Most enterprise application platforms have all sorts of work that
requires a reliable and solid batch subsystem. As an example, customized
billing reports (past resource usage, usage this month etc) are all done
with batch jobs.
> Then evolved to scheduler tools, such as CA scheduler and DEC
scheduler
>
No - schedulers are tools that automate the "scheduling" of batch jobs.
Two different components.
> The rest of the world has moved on to workload management systems
> now, even enterprise and across systems ones too
>
Job schedulers (as they are usually called) have been around since the
70's (60's?).
> Then in VMS land we went backwards, DEC scheduler stopped running
> on newer versions of VMS probably some 10 years ago
>
DEC Scheduler was sold to CA, but is still an active (and maintained)
product offering:
http://bit.ly/2tSCdtK
> Having to roll your own scheduler on VMS one is painful and often
> requires lots of DCL wrapper code just to get simplistic management
> happening.
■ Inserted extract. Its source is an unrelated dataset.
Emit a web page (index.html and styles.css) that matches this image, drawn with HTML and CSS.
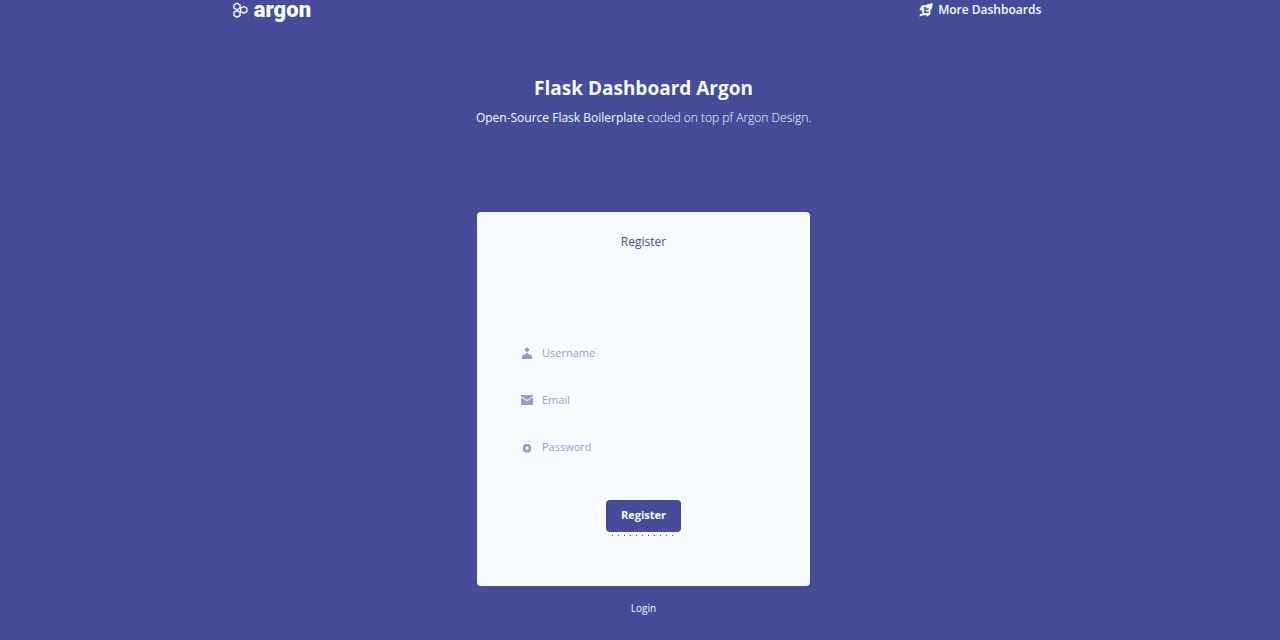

Relying upon an external scheduler like JAMS on another
> platform has issues too if one wants to go off the platform and onto
> another reservation!
>
Which is why if one needs a commercial product above and beyond what a
native platform offers, one goes out and buys one.
Same thing can be stated for Windows and Linux platforms.
> It seems to me a fairly important aspect of an OS to have a native
reliable
> scheduler system (a workload management would of course be even
> better) but in VMS land we at still at the evolution stage of pre-warp
> technology, i.e. batch jobs
>
Again, job schedulers and batch subsystems are two different components.
> The batch job entries are individualistic in nature, they are not
associated
> with other entries and/or cannot be rolled up into separate classes
etc
> making their management even more painful.
>
> Should an OS like VMS come with a workload management system or at
> least a scheduler system that supports inter job dependencies and
other
> such goodies?
>
You are asking if VSI should develop a native offering that would
replace a commercial product offering. ISV's really , really hate this.
> Is the VMS vision to evolve to a system that will support workload
> management naively under some type of framework or are we distend
> to forever fight the job enemy with just the batch queue bow and
> arrow?
Most Customers these days do not want a platform specific job scheduler.
They want an enterprise job scheduler that supports multiple platforms.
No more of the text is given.